“Se há coisa que eu não tenho medo, contrariamente à maioria dos criadores, é dos estereótipos. As pessoas têm uma grande preocupação em serem originais e eu acho que, neste momento, a originalidade é ser contador de histórias e não querer contar mais do que as histórias são”, disse aos jornalistas Natália Luiza, responsável pela dramaturgia e encenação.
“Histórias de Lisboa” estará em cena no Teatro São Luiz, em Lisboa, entre quarta-feira e o dia 16 de junho, propondo “falar de Lisboa” e do seu “processo acelerado de gentrificação”, ao longo de 125 minutos e 125 personagens, como os 125 anos daquele teatro da Câmara de Lisboa, gerido pela Empresa de Gestão de Equipamentos e Animação Cultural (EGEAC) do município.
Partindo do conceito de banda desenhada, o espetáculo tem “uma fisicalidade extraordinária”, referiu Natália Luíza, que colocou a cidade em duas camadas, recusando fazer da palavra o principal suporte das histórias.

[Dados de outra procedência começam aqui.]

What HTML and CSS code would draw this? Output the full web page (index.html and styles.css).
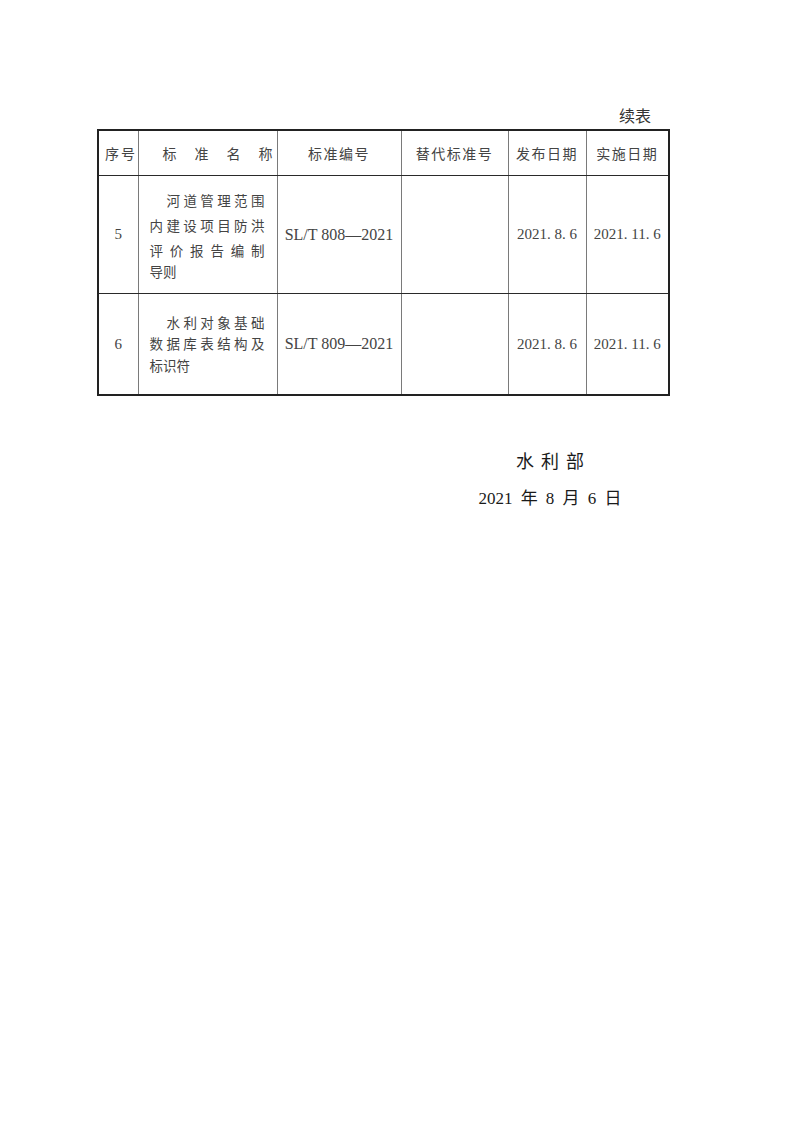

“Há duas Lisboas. Há uma Lisboa que hoje é no rés-do-chão das avenidas, que tem a ver com ‘design’, que tem a ver com lógicas estéticas e alimentares, e uma outra Lisboa, envelhecida, que cria outro ‘layer’ no espetáculo, que é para transformar, que não foi suficientemente cuidada, e que é para alugar, e sobretudo para pôr os habitantes de Lisboa fora dela”, afirmou.
No plano térreo encontram-se as várias divisões de um restaurante, enquanto em cima habitam personagens, algumas idosas, que recebem notificações de despejo e nas varandas das quais são colocados letreiros de agentes imobiliários.
Num ambiente diverso e intergeracional, encontram-se antigos alunos do Chapitô, três alunas da universidade sénior de Marvila, estagiários da escola de representação Act, além de um núcleo de atores do Meridional.
Para a evocação da identidade da cidade, a música original e o espaço sonoro concebidos por Rui Rebelo não fogem ao fado e à guitarra portuguesa: “Não podemos fugir à carga que o fado tem. Enquanto o turista ouve o fado como qualquer coisa que é bonito, em nós ressoa a qualquer coisa que é pertença, é ADN”, sustenta Natália Luiza.
Além da mensagem política, que Natália Luiza assume, o espetáculo interpela diretamente os políticos, retratados por duas personagens que por lá passam em campanha eleitoral, falando por ‘sound bytes’ e não ouvindo ninguém.
“Que interceda por mim, que vou ser despejada? É um bom ‘slogan'”, reage uma candidata em campanha em interação com uma idosa.
É também aos políticos que acaba por se dirigir o monólogo de Maria José Povo, uma versão feminina do Zé Povinho.
Natália Luiza queria que o espetáculo fosse “um grito” que ressoasse numa “cultura de excesso de compromisso”.
“Há uma identidade da cidade que é preciso preservar, contrariamente aos valores da economia. A economia não pode ser o motor de tudo isto, é vital que as pessoas se sintam bem a habitar a cidade que é delas, e isso começa a não acontecer”, defendeu.